> **TASK STATEMENT**: Go through the listing and set it down exactly, leaving out its pictures.

>> begin

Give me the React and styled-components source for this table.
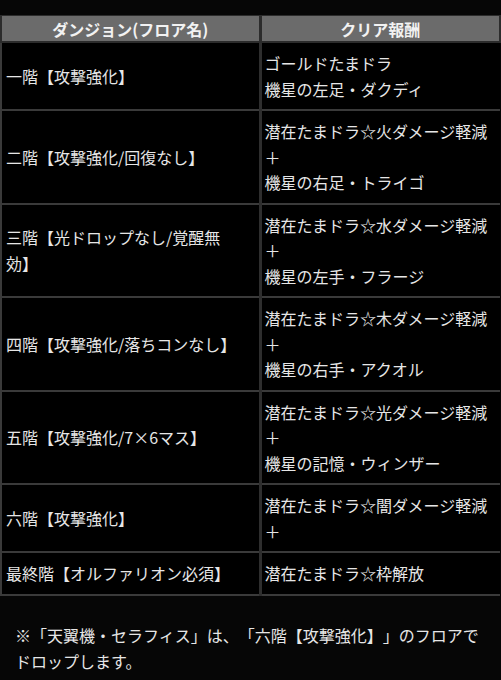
import React from 'react';
import styled, { createGlobalStyle } from 'styled-components';

const rows = [
  { floor: '一階【攻撃強化】', reward: ['ゴールドたまドラ', '機星の左足・ダクディ'] },
  { floor: '二階【攻撃強化/回復なし】', reward: ['潜在たまドラ☆火ダメージ軽減', '＋', '機星の右足・トライゴ'] },
  { floor: '三階【光ドロップなし/覚醒無効】', reward: ['潜在たまドラ☆水ダメージ軽減', '＋', '機星の左手・フラージ'] },
  { floor: '四階【攻撃強化/落ちコンなし】', reward: ['潜在たまドラ☆木ダメージ軽減', '＋', '機星の右手・アクオル'] },
  { floor: '五階【攻撃強化/7×6マス】', reward: ['潜在たまドラ☆光ダメージ軽減', '＋', '機星の記憶・ウィンザー'] },
  { floor: '六階【攻撃強化】', reward: ['潜在たまドラ☆闇ダメージ軽減', '＋'] },
  { floor: '最終階【オルファリオン必須】', reward: ['潜在たまドラ☆枠解放'] },
];

const GlobalStyle = createGlobalStyle`
  html, body {
    margin: 0;
    background: #060606;
  }
  body {
    font-family: "Noto Sans CJK JP", "Noto Sans", sans-serif;
    color: #e6e6e6;
    text-spacing-trim: space-all;
  }
`;

const Page = styled.div`
  width: 501px;
  padding-top: 15px;
`;

const Table = styled.table`
  width: 100%;
  border-collapse: collapse;
  table-layout: fixed;
`;

const HeadCell = styled.th`
  background: #6b6b6b;
  color: #f2f2f2;
  font-size: 16px;
  font-weight: 700;
  line-height: 22px;
  height: 25px;
  padding: 0;
  text-align: center;
  border: 2px solid #2c2c2c;
  border-left-width: ${p => (p.$right ? '3px' : '2px')};
  border-top: 1px solid #2c2c2c;
`;

const Cell = styled.td`
  background: #000;
  font-size: 16px;
  line-height: 25.5px;
  padding: 8px ${p => (p.$right ? '4px' : '14px')} 7px ${p => (p.$right ? '3px' : '4px')};
  vertical-align: middle;
  border: 2px solid #3a3a3a;
  border-left-width: ${p => (p.$right ? '3px' : '2px')};
  border-left-color: ${p => (p.$right ? '#2e2e2e' : '#3a3a3a')};
  border-right: none;
  word-break: break-all;
`;

const Line = styled.div`
  white-space: nowrap;
`;

const Note = styled.p`
  margin: 26px 0 0;
  padding: 0 16px 0 15px;
  font-size: 16px;
  line-height: 26px;
`;

export default function App() {
  return (
    <Page>
      <GlobalStyle />
      <Table>
        <colgroup>
          <col style={{ width: '259px' }} />
          <col />
        </colgroup>
        <thead>
          <tr>
            <HeadCell>ダンジョン(フロア名)</HeadCell>
            <HeadCell $right>クリア報酬</HeadCell>
          </tr>
        </thead>
        <tbody>
          {rows.map(r => (
            <tr key={r.floor}>
              <Cell>{r.floor}</Cell>
              <Cell $right>
                {r.reward.map((t, i) => (
                  <Line key={i}>{t}</Line>
                ))}
              </Cell>
            </tr>
          ))}
        </tbody>
      </Table>
      <Note>※「天翼機・セラフィス」は、「六階【攻撃強化】」のフロアでドロップします。</Note>
    </Page>
  );
}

>> end

> **TASK ANSWER**:
Give me the React and styled-components source for this table.
import React from 'react';
import styled, { createGlobalStyle } from 'styled-components';

const rows = [
  { floor: '一階【攻撃強化】', reward: ['ゴールドたまドラ', '機星の左足・ダクディ'] },
  { floor: '二階【攻撃強化/回復なし】', reward: ['潜在たまドラ☆火ダメージ軽減', '＋', '機星の右足・トライゴ'] },
  { floor: '三階【光ドロップなし/覚醒無効】', reward: ['潜在たまドラ☆水ダメージ軽減', '＋', '機星の左手・フラージ'] },
  { floor: '四階【攻撃強化/落ちコンなし】', reward: ['潜在たまドラ☆木ダメージ軽減', '＋', '機星の右手・アクオル'] },
  { floor: '五階【攻撃強化/7×6マス】', reward: ['潜在たまドラ☆光ダメージ軽減', '＋', '機星の記憶・ウィンザー'] },
  { floor: '六階【攻撃強化】', reward: ['潜在たまドラ☆闇ダメージ軽減', '＋'] },
  { floor: '最終階【オルファリオン必須】', reward: ['潜在たまドラ☆枠解放'] },
];

const GlobalStyle = createGlobalStyle`
  html, body {
    margin: 0;
    background: #060606;
  }
  body {
    font-family: "Noto Sans CJK JP", "Noto Sans", sans-serif;
    color: #e6e6e6;
    text-spacing-trim: space-all;
  }
`;

const Page = styled.div`
  width: 501px;
  padding-top: 15px;
`;

const Table = styled.table`
  width: 100%;
  border-collapse: collapse;
  table-layout: fixed;
`;

const HeadCell = styled.th`
  background: #6b6b6b;
  color: #f2f2f2;
  font-size: 16px;
  font-weight: 700;
  line-height: 22px;
  height: 25px;
  padding: 0;
  text-align: center;
  border: 2px solid #2c2c2c;
  border-left-width: ${p => (p.$right ? '3px' : '2px')};
  border-top: 1px solid #2c2c2c;
`;

const Cell = styled.td`
  background: #000;
  font-size: 16px;
  line-height: 25.5px;
  padding: 8px ${p => (p.$right ? '4px' : '14px')} 7px ${p => (p.$right ? '3px' : '4px')};
  vertical-align: middle;
  border: 2px solid #3a3a3a;
  border-left-width: ${p => (p.$right ? '3px' : '2px')};
  border-left-color: ${p => (p.$right ? '#2e2e2e' : '#3a3a3a')};
  border-right: none;
  word-break: break-all;
`;

const Line = styled.div`
  white-space: nowrap;
`;

const Note = styled.p`
  margin: 26px 0 0;
  padding: 0 16px 0 15px;
  font-size: 16px;
  line-height: 26px;
`;

export default function App() {
  return (
    <Page>
      <GlobalStyle />
      <Table>
        <colgroup>
          <col style={{ width: '259px' }} />
          <col />
        </colgroup>
        <thead>
          <tr>
            <HeadCell>ダンジョン(フロア名)</HeadCell>
            <HeadCell $right>クリア報酬</HeadCell>
          </tr>
        </thead>
        <tbody>
          {rows.map(r => (
            <tr key={r.floor}>
              <Cell>{r.floor}</Cell>
              <Cell $right>
                {r.reward.map((t, i) => (
                  <Line key={i}>{t}</Line>
                ))}
              </Cell>
            </tr>
          ))}
        </tbody>
      </Table>
      <Note>※「天翼機・セラフィス」は、「六階【攻撃強化】」のフロアでドロップします。</Note>
    </Page>
  );
}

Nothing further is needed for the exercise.